Despite saying that the lyrics don't follow any narrative arc, there are some links, at least from the outside. The subject matter is pretty much what you'd expect from a 21-year-old student: relationships (both romantic and platonic), a steaming dollop of adult anxiety, intoxication, inebriation, and cult movies (“Harvey” is based on the '50s flick of the same name that inspired Donnie Darko). Giannascoli is playing fast and loose with his emotions, delivering a cavalier attitude towards self-censorship, which results in a thoroughly honest LP. Peel back the layers of fuzz and you've got yourself a salt-of-the-earth anthology with an everyman streak.
Each track – despite sounding scuzzy and raw – boasts a hearty pop core. “Hollow” is soft, gently haunting and brittle, like a post-folk/Pavement ballad; “Promise” is a dream-funk with all the components of a great Metronomy-esque belter; “After Ur Gone” is scratchy, knee-graze fuzz-rock. It's this track that's been the figurehead for DSU's mission. G explains its simple origins. “That was actually written way before DSU or other albums. When I was a teen I'd smoke a lot of pot and just record. It was a really long song. I figured I could bring it to this album, so I just edited it down and made it fit in with the rest.”

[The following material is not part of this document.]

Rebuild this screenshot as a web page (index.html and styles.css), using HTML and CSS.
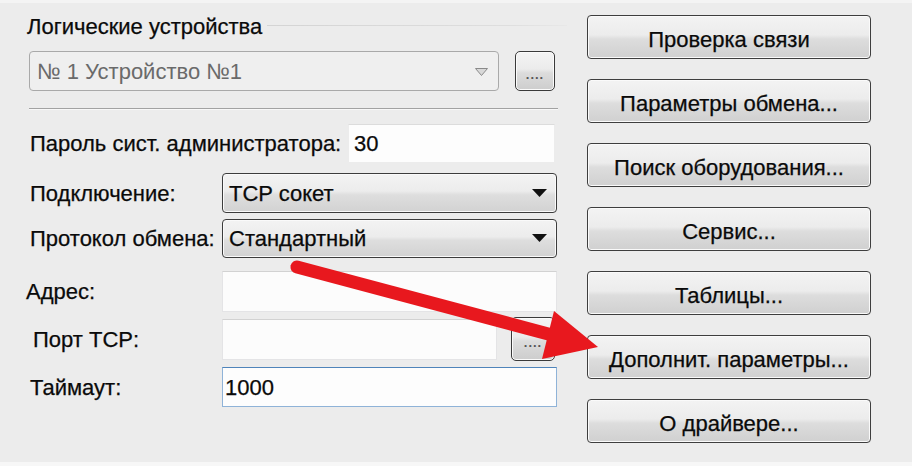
FILE: index.html
```html
<!DOCTYPE html>
<html lang="ru">
<head>
<meta charset="utf-8">
<title>Логические устройства</title>
<link rel="stylesheet" href="styles.css">
</head>
<body>
<div class="page">
  <div class="left">
    <div class="title-row"><span class="title">Логические устройства</span></div>
    <div class="dev-row">
      <div class="combo combo-disabled">
        <span class="combo-text">№ 1 Устройство №1</span>
        <svg class="tri-outline" width="13" height="8" viewBox="0 0 13 8"><polygon points="0.5,0.5 12.5,0.5 6.5,7.5" fill="#d8d8d8" stroke="#8a8a8a" stroke-width="1"/></svg>
      </div>
      <div class="dots-btn dev-dots"><span>....</span></div>
    </div>
    <div class="sep"></div>
    <div class="row pass-row">
      <span class="lbl lbl-pass">Пароль сист. администратора:</span>
      <div class="input input-pass">30</div>
    </div>
    <div class="row conn-row">
      <span class="lbl">Подключение:</span>
      <div class="combo combo-active">
        <span class="combo-text">TCP сокет</span>
        <svg class="tri" width="15" height="8" viewBox="0 0 15 8"><polygon points="0,0 15,0 7.5,8" fill="#111"/></svg>
      </div>
    </div>
    <div class="row proto-row">
      <span class="lbl">Протокол обмена:</span>
      <div class="combo combo-active">
        <span class="combo-text">Стандартный</span>
        <svg class="tri" width="15" height="8" viewBox="0 0 15 8"><polygon points="0,0 15,0 7.5,8" fill="#111"/></svg>
      </div>
    </div>
    <div class="row addr-row">
      <span class="lbl lbl-addr">Адрес:</span>
      <div class="input input-wide"></div>
    </div>
    <div class="row port-row">
      <span class="lbl lbl-port">Порт TCP:</span>
      <div class="input input-port"></div>
      <div class="dots-btn port-dots"><span>....</span></div>
    </div>
    <div class="row time-row">
      <span class="lbl">Таймаут:</span>
      <div class="input input-wide input-focus">1000</div>
    </div>
  </div>
  <div class="right">
    <div class="btn">Проверка связи</div>
    <div class="btn">Параметры обмена...</div>
    <div class="btn">Поиск оборудования...</div>
    <div class="btn">Сервис...</div>
    <div class="btn">Таблицы...</div>
    <div class="btn">Дополнит. параметры...</div>
    <div class="btn">О драйвере...</div>
  </div>
</div>
<svg class="red-arrow" width="912" height="466" viewBox="0 0 912 466">
  <line x1="297" y1="267" x2="552" y2="335" stroke="#e8181e" stroke-width="13" stroke-linecap="round"/>
  <polygon points="554,311 598,347 542,359" fill="#e8181e"/>
</svg>
</body>
</html>
```
FILE: styles.css
```css
* { box-sizing: border-box; }

html, body {
  margin: 0;
  padding: 0;
}

body {
  position: relative;
  width: 912px;
  height: 466px;
  overflow: hidden;
  background: #f6f6f6;
  font-family: "Liberation Sans", Arial, sans-serif;
  font-size: 22px;
  color: #0a0a0a;
  -webkit-text-stroke: 0.25px currentColor;
}

.page {
  display: flex;
  height: 466px;
  background: #ececec;
  border-top: 3px solid #f4f4f4;
  border-bottom: 4px solid #f7f7f7;
}

.left {
  width: 570px;
  display: flex;
  flex-direction: column;
}

.title-row {
  display: flex;
  align-items: center;
  height: 25px;
  margin-top: 11px;
  margin-left: 27px;
  margin-right: 3px;
  line-height: 25px;
}

.title-row::after {
  content: "";
  flex: 1;
  height: 1px;
  margin-left: 5px;
  margin-top: -3px;
  background: linear-gradient(to right, #d4d4d4, #dedede 80%, #e8e8e8);
}

.dev-row {
  display: flex;
  gap: 16px;
  margin-top: 12px;
  margin-left: 29px;
  height: 40px;
}

.combo {
  display: flex;
  align-items: center;
  height: 100%;
  border-radius: 4px;
  line-height: 25px;
}

.combo-text {
  flex: 1;
  white-space: nowrap;
}

.combo-disabled {
  width: 470px;
  padding: 0 10px 0 7px;
  border: 1px solid #a9a9a9;
  background: #efefef;
  color: #6a6a6a;
  -webkit-text-stroke: 0;
}

.tri-outline {
  display: block;
  margin-top: 2px;
}

.combo-active {
  width: 335px;
  padding: 0 9px 0 6px;
  border: 1px solid #3c3c3c;
  background: linear-gradient(#f3f3f3 0%, #ececec 45%, #dedede 55%, #d2d2d2 100%);
  box-shadow: inset 0 0 0 1px #fafafa;
}

.tri {
  display: block;
  margin-top: -1px;
}

.dots-btn {
  display: flex;
  align-items: flex-end;
  justify-content: center;
  border: 1px solid #3a3a3a;
  border-radius: 5px;
  background: linear-gradient(#f4f4f4 0%, #ebebeb 45%, #dcdcdc 55%, #cdcdcd 100%);
  box-shadow: inset 0 0 0 1px #fbfbfb;
  color: #555;
  font-size: 13px;
  font-weight: bold;
  letter-spacing: 1px;
  line-height: 13px;
  -webkit-text-stroke: 0;
}

.dev-dots {
  width: 40px;
  height: 40px;
  padding-bottom: 9px;
}

.port-dots {
  width: 44px;
  height: 44px;
  margin-left: 14px;
  padding-bottom: 11px;
}

.sep {
  margin-top: 17px;
  margin-left: 29px;
  width: 529px;
  height: 2px;
  border-top: 1px solid #a2a2a2;
  border-bottom: 1px solid #f8f8f8;
}

.row {
  display: flex;
  align-items: center;
  padding-left: 30px;
  line-height: 25px;
}

.lbl {
  width: 192px;
  white-space: nowrap;
  flex-shrink: 0;
}

.lbl-pass { width: 318px; }
.lbl-addr { margin-left: -4px; width: 196px; }
.lbl-port { margin-left: 3px; width: 189px; }

.pass-row { margin-top: 14px; height: 39px; }
.conn-row { margin-top: 10px; height: 40px; }
.proto-row { margin-top: 6px; height: 39px; }
.addr-row { margin-top: 13px; height: 41px; }
.port-row { margin-top: 5px; height: 44px; }
.time-row { margin-top: 6px; height: 40px; }

.input {
  height: 100%;
  display: flex;
  align-items: center;
  background: #fcfcfc;
  border: 1px solid #e4e4e6;
  border-top-color: #d2d2d2;
}

.input-pass {
  width: 207px;
  padding-left: 5px;
  border-color: #ececec;
  border-top-color: #dcdcdc;
  background: #fdfdfd;
}

.input-wide {
  width: 335px;
  padding-left: 2px;
}

.input-port {
  width: 275px;
  height: 41px;
}

.input-focus {
  border: 1px solid #8fb3d8;
  border-top-color: #4f84ba;
  background: #fdfdfd;
}

.right {
  display: flex;
  flex-direction: column;
  gap: 20px;
  padding-top: 12px;
  margin-left: 17px;
}

.btn {
  width: 284px;
  height: 44px;
  display: flex;
  align-items: center;
  justify-content: center;
  padding-top: 4px;
  border: 1px solid #3e3e3e;
  border-radius: 4px;
  background: linear-gradient(#f3f3f3 0%, #ececec 45%, #dddddd 55%, #d0d0d0 100%);
  box-shadow: inset 0 0 0 1px #fafafa;
  white-space: nowrap;
  line-height: 25px;
}

.red-arrow {
  position: absolute;
  left: 0;
  top: 0;
}
```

It's hard to believe that even now that Alex G and DSU are fully revealed to the public consciousness, and he's ruthlessly plying his wares to the world, that his capacity for creativity is even slightly diminishing. “I'm always working on my shit,” he explains. “I think that DSU is a compilation of recordings from that time period of like a few years ago. Once I'm finished making music and I know there's a whole album's worth of material I edit them and make them more fluid and cohesive together. I have a couple more songs that I'm working at the moment on that I'll probably put out soon. I couldn't say for sure when they'd be done though!”
This year has been quite the whirlwind for Giannascoli. Less than 12 months ago you'd be hard pressed getting him to believe exactly where he's ended up, and all the successes that DSU has brought. “What's been the best thing to happen this year?! I don't know!” he says almost flustered, as if the antics of 2014 still haven't sunk in, which results in him praising the city planning department of the UK's capitol. “...coming to London has definitely been one of the best things. I love the way it's so curvy...Philadelphia is like a grid.”
Despite still reeling from the immense year, it's crucial to bear in mind how much of a beginning this all is for the 21-year-old. A beginning met with unanimous applause and promises of grand futures, sure, but a beginning nonetheless. Giannascoli's been peddling noise for years, and there's little that'll get in the way of him continuing that, come rain or shine, audience or no audience. The most vital part of the future for Giannascoli isn't riches, flashy cars or a fawning fandoms; dignity and creative integrity are his only aims. “I will just do anything that means that I can have total control over the music,” he says, before tacking on a caveat, almost for his own peace of mind. “I'd like to have another record out next year, but I don't know. That's my goal.”
DSU is out now on Lucky Number. Alex G returns to the UK next March.